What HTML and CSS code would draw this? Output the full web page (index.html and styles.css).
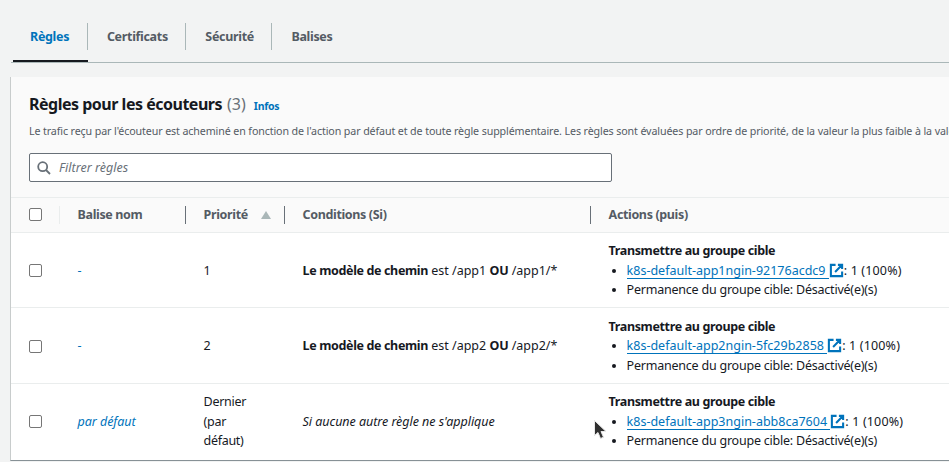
FILE: index.html
```
<!DOCTYPE html>
<html lang="fr">
<head>
<meta charset="utf-8">
<title>Règles pour les écouteurs</title>
<link rel="stylesheet" href="styles.css">
</head>
<body>
<svg class="defs" aria-hidden="true">
  <symbol id="external" viewBox="0 0 16 16">
    <path d="M7 2H2v12h12V9M9.500 2H14v4.500M6.500 9.500L13.500 2.500" fill="none" stroke="currentColor" stroke-width="2.200"/>
  </symbol>
</svg>
<nav class="tabs">
  <a class="tab active"><span class="label rules">Règles</span></a>
  <a class="tab"><span class="label">Certificats</span></a>
  <a class="tab"><span class="label">Sécurité</span></a>
  <a class="tab"><span class="label">Balises</span></a>
</nav>
<main class="panel">
  <header class="panel-header">
    <div class="heading"><h2>Règles pour les écouteurs</h2><span class="count">(3)</span><a class="info">Infos</a></div>
    <p class="description">Le trafic reçu par l'écouteur est acheminé en fonction de l'action par défaut et de toute règle supplémentaire. Les règles sont évaluées par ordre de priorité, de la valeur la plus faible à la valeur</p>
    <div class="search">
      <svg class="search-icon" viewBox="0 0 14 14"><circle cx="5.700" cy="5.700" r="4.500"/><path d="M9 9l4 4"/></svg>
      <span class="placeholder">Filtrer règles</span>
    </div>
  </header>
  <div class="row head">
    <div class="cell select"><span class="box"></span></div>
    <div class="cell">Balise nom</div>
    <div class="cell sorted">Priorité<span class="sort"></span></div>
    <div class="cell">Conditions (Si)</div>
    <div class="cell last">Actions (puis)</div>
  </div>
  <div class="row first">
    <div class="cell select"><span class="box"></span></div>
    <div class="cell"><a>-</a></div>
    <div class="cell">1</div>
    <div class="cell"><p class="condition"><b>Le modèle de chemin</b> est /app1 <b>OU</b> /app1/*</p></div>
    <div class="cell"><div class="action"><b>Transmettre au groupe cible</b>
      <ul><li><a class="target">k8s-default-app1ngin-92176acdc9 </a><svg class="external"><use href="#external"/></svg><span class="weight">: 1 (100%)</span></li><li>Permanence du groupe cible: Désactivé(e)(s)</li></ul></div></div>
  </div>
  <div class="row second">
    <div class="cell select"><span class="box"></span></div>
    <div class="cell"><a>-</a></div>
    <div class="cell">2</div>
    <div class="cell"><p class="condition"><b>Le modèle de chemin</b> est /app2 <b>OU</b> /app2/*</p></div>
    <div class="cell"><div class="action"><b>Transmettre au groupe cible</b>
      <ul><li><a class="target">k8s-default-app2ngin-5fc29b2858 </a><svg class="external"><use href="#external"/></svg><span class="weight">: 1 (100%)</span></li><li>Permanence du groupe cible: Désactivé(e)(s)</li></ul></div></div>
  </div>
  <div class="row third">
    <div class="cell select"><span class="box"></span></div>
    <div class="cell"><a class="default">par défaut</a></div>
    <div class="cell"><p class="priority">Dernier<br>(par<br>défaut)</p></div>
    <div class="cell"><i>Si aucune autre règle ne s'applique</i></div>
    <div class="cell"><div class="action"><b>Transmettre au groupe cible</b>
      <ul><li><a class="target">k8s-default-app3ngin-abb8ca7604 </a><svg class="external"><use href="#external"/></svg><span class="weight">: 1 (100%)</span></li><li>Permanence du groupe cible: Désactivé(e)(s)</li></ul></div></div>
  </div>
</main>
<svg class="cursor" viewBox="0 0 14 22"><path d="M1.500 1.500v15l3.500-3 2.500 6 3-1.300-2.500-5.700h5z"/></svg>
</body>
</html>
```
FILE: styles.css
```
* { box-sizing: border-box; }
body {
  margin: 0;
  height: 462px;
  overflow: hidden;
  background: #f2f3f3;
  color: #16191f;
  font: 12.5px/19.5px "Noto Sans", sans-serif;
  letter-spacing: -0.22px;
}
p, h2, ul { margin: 0; padding: 0; }
b { letter-spacing: -0.36px; }
a { color: #0073bb; }
.defs { display: none; }

.tabs {
  display: flex;
  height: 63px;
  margin-left: 11px;
  padding-left: 2px;
  border-bottom: 1px solid #aab7b8;
}
.tab {
  display: flex;
  height: 62px;
  padding-top: 23px;
  color: #545b64;
  font-weight: 700;
  letter-spacing: -0.32px;
}
.tab .label {
  height: 27px;
  padding: 0 17.500px 0 19px;
  line-height: 27px;
  border-right: 1px solid #aab7b8;
}
.tab .rules { padding: 0 17.800px 0 17px; }
.tab:last-child .label { border-right: 0; }
.tab.active { color: #0073bb; border-bottom: 2px solid #16191f; }

.panel {
  margin: 14px 0 0 10px;
  border-left: 1px solid #c8cccc;
  border-bottom: 1px solid #879196;
  background: #fff;
}
.panel-header {
  height: 121px;
  padding: 15px 0 0 18px;
  background: #fafafa;
  border-bottom: 1px solid #eaeded;
}
.heading { display: flex; align-items: baseline; height: 24px; line-height: 24px; }
h2 { font-size: 16px; letter-spacing: -0.49px; }
.count { margin-left: 5px; font-size: 16px; color: #687078; letter-spacing: 0; }
.info { margin-left: 8px; font-size: 10.5px; font-weight: 700; letter-spacing: -0.25px; }
.description {
  height: 37px;
  padding-top: 5px;
  overflow: hidden;
  white-space: nowrap;
  font-size: 10.7px;
  line-height: 20px;
  letter-spacing: -0.12px;
  color: #545b64;
}
.search {
  display: flex;
  align-items: center;
  width: 583px;
  height: 29px;
  padding-left: 7px;
  background: #fff;
  border: 1px solid #687078;
  border-radius: 2px;
}
.search-icon {
  width: 14px;
  height: 14px;
  margin-top: 1px;
  fill: none;
  stroke: #687078;
  stroke-width: 1.8;
}
.placeholder { margin-left: 8px; color: #687078; font-style: italic; letter-spacing: 0.02px; }

.row {
  display: grid;
  grid-template-columns: 49px 126px 99px 306px 1fr;
  align-items: center;
  height: 75px;
  border-bottom: 1px solid #eaeded;
}
.row.first { padding-top: 1px; }
.row.second { height: 76px; padding-top: 1px; }
.row.third { height: 76px; padding-bottom: 1px; border-bottom: 0; }
.cell { padding-left: 17.600px; white-space: nowrap; }
.row.head {
  height: 35px;
  background: #fafafa;
  color: #545b64;
  font-weight: 700;
  letter-spacing: -0.36px;
}
.head .cell { height: 18px; line-height: 18px; border-right: 1px solid #687078; }
.head .select { border-color: #eaeded; }
.head .last { border: 0; }
.select { display: flex; align-items: center; padding-left: 18px; }
.head .box { margin-top: -1px; }
.box {
  width: 13px;
  height: 13px;
  background: #fff;
  border: 1px solid #767676;
  border-radius: 2px;
}
.sorted { display: flex; align-items: center; }
.sort {
  margin-left: 13px;
  border: 5px solid transparent;
  border-top: 0;
  border-bottom: 8px solid #aab7b8;
}
.default { font-style: italic; letter-spacing: -0.05px; }
.condition { letter-spacing: 0; }
.condition b:last-child { letter-spacing: -0.2px; }
.priority { letter-spacing: -0.3px; }
i { letter-spacing: -0.04px; }
.action ul { padding-left: 18px; }
.target {
  display: inline-block;
  height: 18px;
  line-height: 19px;
  border-bottom: 1px solid #0073bb;
  letter-spacing: 0;
  white-space: pre;
}
.external { width: 15px; height: 15px; vertical-align: -3px; color: #0073bb; }
.weight { letter-spacing: 0.15px; }
.cursor {
  position: absolute;
  left: 593px;
  top: 419px;
  width: 14px;
  height: 22px;
  fill: #303030;
  stroke: #e8e8e8;
  stroke-width: 1;
}
```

DO THIS: Working from the material above, transcribe it exactly while omitting pictures.

FINISHED EXERCISE:
What HTML and CSS code would draw this? Output the full web page (index.html and styles.css).
FILE: index.html
```
<!DOCTYPE html>
<html lang="fr">
<head>
<meta charset="utf-8">
<title>Règles pour les écouteurs</title>
<link rel="stylesheet" href="styles.css">
</head>
<body>
<svg class="defs" aria-hidden="true">
  <symbol id="external" viewBox="0 0 16 16">
    <path d="M7 2H2v12h12V9M9.500 2H14v4.500M6.500 9.500L13.500 2.500" fill="none" stroke="currentColor" stroke-width="2.200"/>
  </symbol>
</svg>
<nav class="tabs">
  <a class="tab active"><span class="label rules">Règles</span></a>
  <a class="tab"><span class="label">Certificats</span></a>
  <a class="tab"><span class="label">Sécurité</span></a>
  <a class="tab"><span class="label">Balises</span></a>
</nav>
<main class="panel">
  <header class="panel-header">
    <div class="heading"><h2>Règles pour les écouteurs</h2><span class="count">(3)</span><a class="info">Infos</a></div>
    <p class="description">Le trafic reçu par l'écouteur est acheminé en fonction de l'action par défaut et de toute règle supplémentaire. Les règles sont évaluées par ordre de priorité, de la valeur la plus faible à la valeur</p>
    <div class="search">
      <svg class="search-icon" viewBox="0 0 14 14"><circle cx="5.700" cy="5.700" r="4.500"/><path d="M9 9l4 4"/></svg>
      <span class="placeholder">Filtrer règles</span>
    </div>
  </header>
  <div class="row head">
    <div class="cell select"><span class="box"></span></div>
    <div class="cell">Balise nom</div>
    <div class="cell sorted">Priorité<span class="sort"></span></div>
    <div class="cell">Conditions (Si)</div>
    <div class="cell last">Actions (puis)</div>
  </div>
  <div class="row first">
    <div class="cell select"><span class="box"></span></div>
    <div class="cell"><a>-</a></div>
    <div class="cell">1</div>
    <div class="cell"><p class="condition"><b>Le modèle de chemin</b> est /app1 <b>OU</b> /app1/*</p></div>
    <div class="cell"><div class="action"><b>Transmettre au groupe cible</b>
      <ul><li><a class="target">k8s-default-app1ngin-92176acdc9 </a><svg class="external"><use href="#external"/></svg><span class="weight">: 1 (100%)</span></li><li>Permanence du groupe cible: Désactivé(e)(s)</li></ul></div></div>
  </div>
  <div class="row second">
    <div class="cell select"><span class="box"></span></div>
    <div class="cell"><a>-</a></div>
    <div class="cell">2</div>
    <div class="cell"><p class="condition"><b>Le modèle de chemin</b> est /app2 <b>OU</b> /app2/*</p></div>
    <div class="cell"><div class="action"><b>Transmettre au groupe cible</b>
      <ul><li><a class="target">k8s-default-app2ngin-5fc29b2858 </a><svg class="external"><use href="#external"/></svg><span class="weight">: 1 (100%)</span></li><li>Permanence du groupe cible: Désactivé(e)(s)</li></ul></div></div>
  </div>
  <div class="row third">
    <div class="cell select"><span class="box"></span></div>
    <div class="cell"><a class="default">par défaut</a></div>
    <div class="cell"><p class="priority">Dernier<br>(par<br>défaut)</p></div>
    <div class="cell"><i>Si aucune autre règle ne s'applique</i></div>
    <div class="cell"><div class="action"><b>Transmettre au groupe cible</b>
      <ul><li><a class="target">k8s-default-app3ngin-abb8ca7604 </a><svg class="external"><use href="#external"/></svg><span class="weight">: 1 (100%)</span></li><li>Permanence du groupe cible: Désactivé(e)(s)</li></ul></div></div>
  </div>
</main>
<svg class="cursor" viewBox="0 0 14 22"><path d="M1.500 1.500v15l3.500-3 2.500 6 3-1.300-2.500-5.700h5z"/></svg>
</body>
</html>
```
FILE: styles.css
```
* { box-sizing: border-box; }
body {
  margin: 0;
  height: 462px;
  overflow: hidden;
  background: #f2f3f3;
  color: #16191f;
  font: 12.5px/19.5px "Noto Sans", sans-serif;
  letter-spacing: -0.22px;
}
p, h2, ul { margin: 0; padding: 0; }
b { letter-spacing: -0.36px; }
a { color: #0073bb; }
.defs { display: none; }

.tabs {
  display: flex;
  height: 63px;
  margin-left: 11px;
  padding-left: 2px;
  border-bottom: 1px solid #aab7b8;
}
.tab {
  display: flex;
  height: 62px;
  padding-top: 23px;
  color: #545b64;
  font-weight: 700;
  letter-spacing: -0.32px;
}
.tab .label {
  height: 27px;
  padding: 0 17.500px 0 19px;
  line-height: 27px;
  border-right: 1px solid #aab7b8;
}
.tab .rules { padding: 0 17.800px 0 17px; }
.tab:last-child .label { border-right: 0; }
.tab.active { color: #0073bb; border-bottom: 2px solid #16191f; }

.panel {
  margin: 14px 0 0 10px;
  border-left: 1px solid #c8cccc;
  border-bottom: 1px solid #879196;
  background: #fff;
}
.panel-header {
  height: 121px;
  padding: 15px 0 0 18px;
  background: #fafafa;
  border-bottom: 1px solid #eaeded;
}
.heading { display: flex; align-items: baseline; height: 24px; line-height: 24px; }
h2 { font-size: 16px; letter-spacing: -0.49px; }
.count { margin-left: 5px; font-size: 16px; color: #687078; letter-spacing: 0; }
.info { margin-left: 8px; font-size: 10.5px; font-weight: 700; letter-spacing: -0.25px; }
.description {
  height: 37px;
  padding-top: 5px;
  overflow: hidden;
  white-space: nowrap;
  font-size: 10.7px;
  line-height: 20px;
  letter-spacing: -0.12px;
  color: #545b64;
}
.search {
  display: flex;
  align-items: center;
  width: 583px;
  height: 29px;
  padding-left: 7px;
  background: #fff;
  border: 1px solid #687078;
  border-radius: 2px;
}
.search-icon {
  width: 14px;
  height: 14px;
  margin-top: 1px;
  fill: none;
  stroke: #687078;
  stroke-width: 1.8;
}
.placeholder { margin-left: 8px; color: #687078; font-style: italic; letter-spacing: 0.02px; }

.row {
  display: grid;
  grid-template-columns: 49px 126px 99px 306px 1fr;
  align-items: center;
  height: 75px;
  border-bottom: 1px solid #eaeded;
}
.row.first { padding-top: 1px; }
.row.second { height: 76px; padding-top: 1px; }
.row.third { height: 76px; padding-bottom: 1px; border-bottom: 0; }
.cell { padding-left: 17.600px; white-space: nowrap; }
.row.head {
  height: 35px;
  background: #fafafa;
  color: #545b64;
  font-weight: 700;
  letter-spacing: -0.36px;
}
.head .cell { height: 18px; line-height: 18px; border-right: 1px solid #687078; }
.head .select { border-color: #eaeded; }
.head .last { border: 0; }
.select { display: flex; align-items: center; padding-left: 18px; }
.head .box { margin-top: -1px; }
.box {
  width: 13px;
  height: 13px;
  background: #fff;
  border: 1px solid #767676;
  border-radius: 2px;
}
.sorted { display: flex; align-items: center; }
.sort {
  margin-left: 13px;
  border: 5px solid transparent;
  border-top: 0;
  border-bottom: 8px solid #aab7b8;
}
.default { font-style: italic; letter-spacing: -0.05px; }
.condition { letter-spacing: 0; }
.condition b:last-child { letter-spacing: -0.2px; }
.priority { letter-spacing: -0.3px; }
i { letter-spacing: -0.04px; }
.action ul { padding-left: 18px; }
.target {
  display: inline-block;
  height: 18px;
  line-height: 19px;
  border-bottom: 1px solid #0073bb;
  letter-spacing: 0;
  white-space: pre;
}
.external { width: 15px; height: 15px; vertical-align: -3px; color: #0073bb; }
.weight { letter-spacing: 0.15px; }
.cursor {
  position: absolute;
  left: 593px;
  top: 419px;
  width: 14px;
  height: 22px;
  fill: #303030;
  stroke: #e8e8e8;
  stroke-width: 1;
}
```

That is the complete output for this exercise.